■ Problem to work on
Write the data out again exactly, dropping any images it holds.

■ Given data
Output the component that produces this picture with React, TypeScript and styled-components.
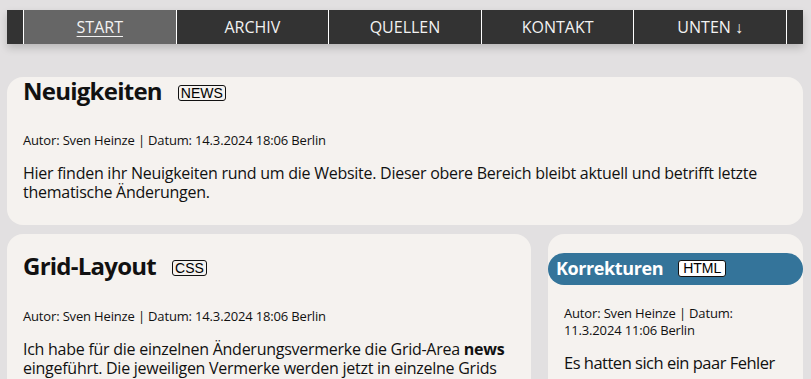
import React from "react";
import styled, { createGlobalStyle } from "styled-components";

const Global = createGlobalStyle`
  html, body { margin: 0; padding: 0; }
  body {
    background: #e2e0e1;
    font-family: "Open Sans", "Noto Sans", sans-serif;
    color: #111;
    overflow: hidden;
  }
`;

const Page = styled.div`
  padding: 10px 8px 0 7px;
  height: 379px;
  box-sizing: border-box;
`;

const Nav = styled.nav`
  background: #333;
  height: 34px;
  padding: 0 16px;
  display: flex;
  box-shadow: 0 4px 8px rgba(0, 0, 0, 0.18);
`;

const NavItem = styled.a<{ $active?: boolean; $last?: boolean }>`
  flex: 1;
  display: flex;
  align-items: center;
  justify-content: center;
  border-left: 1px solid #fff;
  border-right: ${(p) => (p.$last ? "1px solid #fff" : "none")};
  background: ${(p) => (p.$active ? "#666" : "transparent")};
  color: #f2f2f2;
  font-size: 16px;
  text-decoration: ${(p) => (p.$active ? "underline" : "none")};
  text-underline-offset: 3px;
  text-decoration-thickness: 1px;
`;

const Main = styled.main`
  margin-top: 33px;
  display: grid;
  grid-template-columns: 524px 1fr;
  grid-template-rows: auto 1fr;
  column-gap: 17px;
  row-gap: 9px;
`;

const Card = styled.section<{ $wide?: boolean; $top?: number; $pad?: number }>`
  grid-column: ${(p) => (p.$wide ? "1 / -1" : "auto")};
  background: #f5f2ef;
  border-radius: 16px;
  padding: ${(p) => p.$top ?? 20}px ${(p) => p.$pad ?? 16}px 23px;
  min-height: 0;
`;

const Title = styled.h2`
  margin: 0;
  font-size: 24px;
  line-height: 28px;
  font-weight: 700;
  letter-spacing: -0.75px;
  display: flex;
  align-items: center;
  gap: 16px;
`;

const Badge = styled.span<{ $fill?: boolean }>`
  font-family: "Liberation Sans", Arial, sans-serif;
  font-size: 14px;
  font-weight: 400;
  letter-spacing: 0;
  line-height: 13px;
  border: 1px solid #111;
  border-radius: 3px;
  padding: ${(p) => (p.$fill ? "1px 4px 1px" : "1px 2px 0")};
  color: #000;
  background: ${(p) => (p.$fill ? "#fff" : "transparent")};
  margin-top: ${(p) => (p.$fill ? 1 : 3)}px;
`;

const Band = styled.h2`
  margin: 0 -16px;
  height: 32px;
  background: #34749a;
  border-radius: 16px;
  color: #fff;
  font-size: 18px;
  font-weight: 700;
  letter-spacing: -0.4px;
  display: flex;
  align-items: center;
  gap: 15px;
  padding-left: 8px;
  padding-bottom: 2px;
  box-sizing: border-box;
`;

const Meta = styled.p<{ $top?: number }>`
  margin: ${(p) => p.$top ?? 20}px 0 0;
  font-size: 13px;
  line-height: 17px;
  letter-spacing: -0.16px;
`;

const Text = styled.p<{ $large?: boolean }>`
  margin: ${(p) => (p.$large ? 13 : 15)}px 0 0;
  font-size: ${(p) => (p.$large ? 16.5 : 16)}px;
  line-height: ${(p) => (p.$large ? 22 : 19)}px;
  letter-spacing: ${(p) => (p.$large ? -0.5 : -0.26)}px;
`;

const navItems = ["START", "ARCHIV", "QUELLEN", "KONTAKT", "UNTEN ↓"];

export default function App() {
  return (
    <>
      <Global />
      <Page>
        <Nav>
          {navItems.map((n, i) => (
            <NavItem key={n} $active={i === 0} $last={i === navItems.length - 1}>
              {n}
            </NavItem>
          ))}
        </Nav>
        <Main>
          <Card $wide $top={0}>
            <Title>
              Neuigkeiten <Badge>NEWS</Badge>
            </Title>
            <Meta $top={27}>Autor: Sven Heinze | Datum: 14.3.2024 18:06 Berlin</Meta>
            <Text>
              Hier finden ihr Neuigkeiten rund um die Website. Dieser obere Bereich bleibt aktuell und betrifft letzte
              thematische Änderungen.
            </Text>
          </Card>
          <Card $top={18}>
            <Title>
              Grid-Layout <Badge>CSS</Badge>
            </Title>
            <Meta $top={28}>Autor: Sven Heinze | Datum: 14.3.2024 18:06 Berlin</Meta>
            <Text>
              Ich habe für die einzelnen Änderungsvermerke die Grid-Area <b>news</b> eingeführt. Die jeweiligen
              Vermerke werden jetzt in einzelne Grids dargestellt.
            </Text>
          </Card>
          <Card $top={19}>
            <Band>
              Korrekturen <Badge $fill>HTML</Badge>
            </Band>
            <Meta $top={20}>Autor: Sven Heinze | Datum: 11.3.2024 11:06 Berlin</Meta>
            <Text $large>Es hatten sich ein paar Fehler eingeschlichen. Ein Teil davon</Text>
          </Card>
        </Main>
      </Page>
    </>
  );
}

■ Answer to this exercise
Output the component that produces this picture with React, TypeScript and styled-components.
import React from "react";
import styled, { createGlobalStyle } from "styled-components";

const Global = createGlobalStyle`
  html, body { margin: 0; padding: 0; }
  body {
    background: #e2e0e1;
    font-family: "Open Sans", "Noto Sans", sans-serif;
    color: #111;
    overflow: hidden;
  }
`;

const Page = styled.div`
  padding: 10px 8px 0 7px;
  height: 379px;
  box-sizing: border-box;
`;

const Nav = styled.nav`
  background: #333;
  height: 34px;
  padding: 0 16px;
  display: flex;
  box-shadow: 0 4px 8px rgba(0, 0, 0, 0.18);
`;

const NavItem = styled.a<{ $active?: boolean; $last?: boolean }>`
  flex: 1;
  display: flex;
  align-items: center;
  justify-content: center;
  border-left: 1px solid #fff;
  border-right: ${(p) => (p.$last ? "1px solid #fff" : "none")};
  background: ${(p) => (p.$active ? "#666" : "transparent")};
  color: #f2f2f2;
  font-size: 16px;
  text-decoration: ${(p) => (p.$active ? "underline" : "none")};
  text-underline-offset: 3px;
  text-decoration-thickness: 1px;
`;

const Main = styled.main`
  margin-top: 33px;
  display: grid;
  grid-template-columns: 524px 1fr;
  grid-template-rows: auto 1fr;
  column-gap: 17px;
  row-gap: 9px;
`;

const Card = styled.section<{ $wide?: boolean; $top?: number; $pad?: number }>`
  grid-column: ${(p) => (p.$wide ? "1 / -1" : "auto")};
  background: #f5f2ef;
  border-radius: 16px;
  padding: ${(p) => p.$top ?? 20}px ${(p) => p.$pad ?? 16}px 23px;
  min-height: 0;
`;

const Title = styled.h2`
  margin: 0;
  font-size: 24px;
  line-height: 28px;
  font-weight: 700;
  letter-spacing: -0.75px;
  display: flex;
  align-items: center;
  gap: 16px;
`;

const Badge = styled.span<{ $fill?: boolean }>`
  font-family: "Liberation Sans", Arial, sans-serif;
  font-size: 14px;
  font-weight: 400;
  letter-spacing: 0;
  line-height: 13px;
  border: 1px solid #111;
  border-radius: 3px;
  padding: ${(p) => (p.$fill ? "1px 4px 1px" : "1px 2px 0")};
  color: #000;
  background: ${(p) => (p.$fill ? "#fff" : "transparent")};
  margin-top: ${(p) => (p.$fill ? 1 : 3)}px;
`;

const Band = styled.h2`
  margin: 0 -16px;
  height: 32px;
  background: #34749a;
  border-radius: 16px;
  color: #fff;
  font-size: 18px;
  font-weight: 700;
  letter-spacing: -0.4px;
  display: flex;
  align-items: center;
  gap: 15px;
  padding-left: 8px;
  padding-bottom: 2px;
  box-sizing: border-box;
`;

const Meta = styled.p<{ $top?: number }>`
  margin: ${(p) => p.$top ?? 20}px 0 0;
  font-size: 13px;
  line-height: 17px;
  letter-spacing: -0.16px;
`;

const Text = styled.p<{ $large?: boolean }>`
  margin: ${(p) => (p.$large ? 13 : 15)}px 0 0;
  font-size: ${(p) => (p.$large ? 16.5 : 16)}px;
  line-height: ${(p) => (p.$large ? 22 : 19)}px;
  letter-spacing: ${(p) => (p.$large ? -0.5 : -0.26)}px;
`;

const navItems = ["START", "ARCHIV", "QUELLEN", "KONTAKT", "UNTEN ↓"];

export default function App() {
  return (
    <>
      <Global />
      <Page>
        <Nav>
          {navItems.map((n, i) => (
            <NavItem key={n} $active={i === 0} $last={i === navItems.length - 1}>
              {n}
            </NavItem>
          ))}
        </Nav>
        <Main>
          <Card $wide $top={0}>
            <Title>
              Neuigkeiten <Badge>NEWS</Badge>
            </Title>
            <Meta $top={27}>Autor: Sven Heinze | Datum: 14.3.2024 18:06 Berlin</Meta>
            <Text>
              Hier finden ihr Neuigkeiten rund um die Website. Dieser obere Bereich bleibt aktuell und betrifft letzte
              thematische Änderungen.
            </Text>
          </Card>
          <Card $top={18}>
            <Title>
              Grid-Layout <Badge>CSS</Badge>
            </Title>
            <Meta $top={28}>Autor: Sven Heinze | Datum: 14.3.2024 18:06 Berlin</Meta>
            <Text>
              Ich habe für die einzelnen Änderungsvermerke die Grid-Area <b>news</b> eingeführt. Die jeweiligen
              Vermerke werden jetzt in einzelne Grids dargestellt.
            </Text>
          </Card>
          <Card $top={19}>
            <Band>
              Korrekturen <Badge $fill>HTML</Badge>
            </Band>
            <Meta $top={20}>Autor: Sven Heinze | Datum: 11.3.2024 11:06 Berlin</Meta>
            <Text $large>Es hatten sich ein paar Fehler eingeschlichen. Ein Teil davon</Text>
          </Card>
        </Main>
      </Page>
    </>
  );
}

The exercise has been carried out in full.